— start The input —
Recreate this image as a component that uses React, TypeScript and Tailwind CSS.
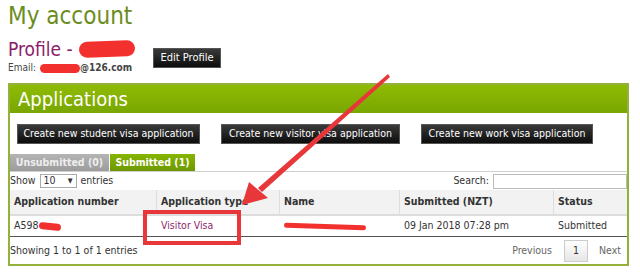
import React from "react";

const font = { fontFamily: '"DejaVu Sans Condensed", "DejaVu Sans", Verdana, sans-serif', fontStretch: "condensed" };

function Scribble({ className }: { className: string }) {
  return <span className={`inline-block rounded-full bg-[#f2312f] align-middle ${className}`} />;
}

function BlackButton({ label, className = "" }: { label: string; className?: string }) {
  return (
    <span
      className={`inline-flex h-[20px] items-center justify-center whitespace-nowrap border border-[#555] bg-gradient-to-b from-[#3a3a3a] to-[#0d0d0d] px-[10px] text-[10.5px] text-white ${className}`}
    >
      {label}
    </span>
  );
}

export default function App() {
  return (
    <div className="relative h-[275px] w-[640px] overflow-hidden bg-white text-[#333]" style={font}>
      <div className="px-[8px]">
        <h1 className="pt-[2px] text-[24px] leading-[28px] text-[#6b8d1e]">My account</h1>

        <div className="mt-[8px] flex items-start">
          <div className="w-[145px]">
            <div className="flex items-center text-[19px] leading-[22px] text-[#8c1c6a]">
              Profile -<Scribble className="ml-[6px] h-[16px] w-[56px] -rotate-2" />
            </div>
            <div className="mt-[2px] flex items-center text-[10px] leading-[12px] text-[#444]">
              Email:<Scribble className="ml-[4px] h-[9px] w-[40px]" />
              <span className="font-bold">@126.com</span>
            </div>
          </div>
          <BlackButton label="Edit Profile" className="mt-[10px] h-[18px] w-[68px] px-0 text-[11px]" />
        </div>

        <div className="mt-[9px] w-[621px] border-2 border-[#94b13c]">
          <div className="flex h-[28px] items-center bg-gradient-to-b from-[#8fbb05] to-[#79a600] pl-[8px] text-[20px] text-white">
            Applications
          </div>

          <div className="flex gap-[21px] pl-[7px] pt-[11px]">
            <BlackButton label="Create new student visa application" className="w-[183px]" />
            <BlackButton label="Create new visitor visa application" className="w-[179px]" />
            <BlackButton label="Create new work visa application" className="w-[172px]" />
          </div>

          <div className="mt-[10px] flex h-[18px] items-stretch border-b border-[#cfcfcf] text-[10.5px] font-bold">
            <span className="flex w-[99px] items-center justify-center whitespace-nowrap bg-gradient-to-b from-[#b4b4b4] to-[#9c9c9c] text-[#eeeeee]">
              Unsubmitted (0)
            </span>
            <span className="ml-[1px] flex w-[85px] items-center justify-center whitespace-nowrap bg-gradient-to-b from-[#86b500] to-[#6d9800] text-white">
              Submitted (1)
            </span>
          </div>

          <div className="flex h-[18px] items-center text-[10.5px] text-[#333]">
            <span>Show</span>
            <span className="mx-[4px] flex h-[14px] w-[37px] items-center justify-between border border-[#aaa] px-[3px]">
              10<span className="text-[7px]">▼</span>
            </span>
            <span>entries</span>
            <span className="ml-auto mr-[4px]">Search:</span>
            <span className="h-[15px] w-[134px] border border-[#bbb] bg-white" />
          </div>

          <div className="grid grid-cols-[147px_123px_120px_154px_1fr] text-[10.5px]">
            <div className="flex h-[26px] items-center border-b-2 border-r border-[#ddd] bg-[#f2f2f2] pl-[4px] font-bold">Application number</div>
            <div className="flex h-[26px] items-center border-b-2 border-r border-[#ddd] bg-[#f2f2f2] pl-[4px] font-bold">Application type</div>
            <div className="flex h-[26px] items-center border-b-2 border-r border-[#ddd] bg-[#f2f2f2] pl-[4px] font-bold">Name</div>
            <div className="flex h-[26px] items-center border-b-2 border-r border-[#ddd] bg-[#f2f2f2] pl-[4px] font-bold">Submitted (NZT)</div>
            <div className="flex h-[26px] items-center border-b-2 border-[#ddd] bg-[#f2f2f2] pl-[4px] font-bold">Status</div>

            <div className="flex h-[21px] items-center border-b border-[#555] pl-[4px]">
              A598<Scribble className="h-[7px] w-[22px] rotate-6" />
            </div>
            <div className="flex h-[21px] items-center border-b border-[#555] pl-[4px] text-[#8c2a6e]">Visitor Visa</div>
            <div className="flex h-[21px] items-center border-b border-[#555] pl-[4px]">
              <Scribble className="h-[5px] w-[82px] rotate-2" />
            </div>
            <div className="flex h-[21px] items-center border-b border-[#555] pl-[4px]">09 Jan 2018 07:28 pm</div>
            <div className="flex h-[21px] items-center border-b border-[#555] pl-[4px]">Submitted</div>
          </div>

          <div className="flex h-[27px] items-center text-[10.5px] text-[#333]">
            <span>Showing 1 to 1 of 1 entries</span>
            <span className="ml-auto text-[#666]">Previous</span>
            <span className="ml-[12px] flex h-[22px] w-[24px] items-center justify-center border border-[#ccc] bg-gradient-to-b from-white to-[#e6e6e6]">
              1
            </span>
            <span className="ml-[11px] mr-[6px] text-[#666]">Next</span>
          </div>
        </div>
      </div>

      <svg className="pointer-events-none absolute left-0 top-0" width="640" height="275">
        <rect x="145" y="212" width="94" height="31" fill="none" stroke="#e8373a" strokeWidth="4" />
        <polygon points="388,74 390,77 262,192 258,188" fill="#e8373a" />
        <polygon points="242,205 249,182 268,198" fill="#e8373a" />
      </svg>
    </div>
  );
}
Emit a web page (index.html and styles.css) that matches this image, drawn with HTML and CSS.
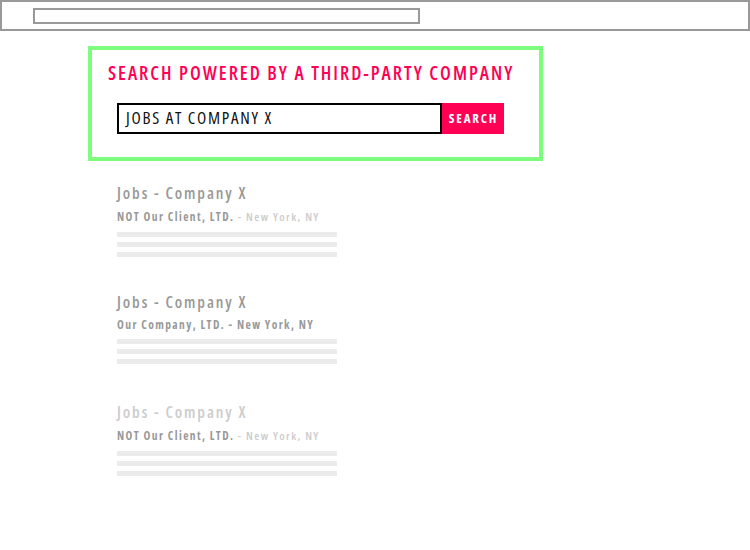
FILE: index.html
```html
<!DOCTYPE html>
<html>
<head>
<meta charset="utf-8">
<link rel="stylesheet" href="styles.css">
</head>
<body>
<header class="topbar">
  <div class="url-box"></div>
</header>
<main class="content">
  <section class="search-panel">
    <h1 class="panel-title">SEARCH POWERED BY A THIRD-PARTY COMPANY</h1>
    <div class="search-row">
      <div class="search-input">JOBS AT COMPANY X</div>
      <div class="search-btn">SEARCH</div>
    </div>
  </section>
  <ul class="results">
    <li class="result">
      <div class="r-title">Jobs - Company X</div>
      <div class="r-sub">NOT Our Client, LTD. <span class="loc">- New York, NY</span></div>
      <div class="r-lines"><span></span><span></span><span></span></div>
    </li>
    <li class="result ours">
      <div class="r-title">Jobs - Company X</div>
      <div class="r-sub">Our Company, LTD. - New York, NY</div>
      <div class="r-lines"><span></span><span></span><span></span></div>
    </li>
    <li class="result faded">
      <div class="r-title">Jobs - Company X</div>
      <div class="r-sub">NOT Our Client, LTD. <span class="loc">- New York, NY</span></div>
      <div class="r-lines"><span></span><span></span><span></span></div>
    </li>
  </ul>
</main>
</body>
</html>
```
FILE: styles.css
```css
* { box-sizing: border-box; }
html, body { margin: 0; padding: 0; background: #fff; }
body {
  font-family: "Open Sans", "DejaVu Sans Condensed", sans-serif;
  font-stretch: condensed;
  width: 750px;
}
.topbar {
  height: 31px;
  border: 2px solid #999;
  padding: 6px 0 0 31px;
}
.url-box {
  width: 387px;
  height: 16px;
  border: 2px solid #999;
}
.content {
  padding: 15px 0 0 88px;
}
.search-panel {
  width: 455px;
  height: 115px;
  border: 4px solid #7dfc7d;
  padding: 12px 0 0 16px;
}
.panel-title {
  margin: 0;
  font-size: 19px;
  line-height: 22px;
  font-weight: 600;
  letter-spacing: 2px;
  color: #ff0055;
  white-space: nowrap;
}
.search-row {
  display: flex;
  margin: 19px 0 0 9px;
  height: 31px;
}
.search-input {
  width: 325px;
  border: 2px solid #000;
  font-size: 17px;
  line-height: 26px;
  padding-left: 7px;
  color: #111;
  letter-spacing: 1.7px;
}
.search-btn {
  width: 62px;
  background: #ff0055;
  color: #fff;
  font-size: 13px;
  font-weight: 700;
  line-height: 31px;
  text-align: center;
  letter-spacing: 1.8px;
  padding-left: 1px;
}
.results {
  list-style: none;
  margin: 0;
  padding: 21px 0 0 29px;
}
.result {
  height: 110px;
}
.r-title {
  font-size: 16px;
  font-weight: 600;
  line-height: 22px;
  color: #999;
  letter-spacing: 1.9px;
}
.r-sub {
  margin-top: 5px;
  font-size: 11.5px;
  font-weight: 700;
  line-height: 16px;
  color: #999;
  letter-spacing: 1.4px;
}
.r-sub .loc { color: #ccc; font-weight: 600; }
.r-lines {
  margin-top: 7px;
  display: flex;
  flex-direction: column;
  gap: 5px;
  width: 220px;
}
.r-lines span {
  display: block;
  height: 5px;
  background: #ebebeb;
}
.ours .r-title { margin-top: -1px; }
.ours .r-sub { margin-top: 4px; }
.ours .r-lines { margin-top: 6px; }
.faded .r-title { color: #ccc; }
```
— end The input —
In the entries above, identify every line with the string "index".

(Response)
Emit a web page (index.html and styles.css) that matches this image, drawn with HTML and CSS.
FILE: index.html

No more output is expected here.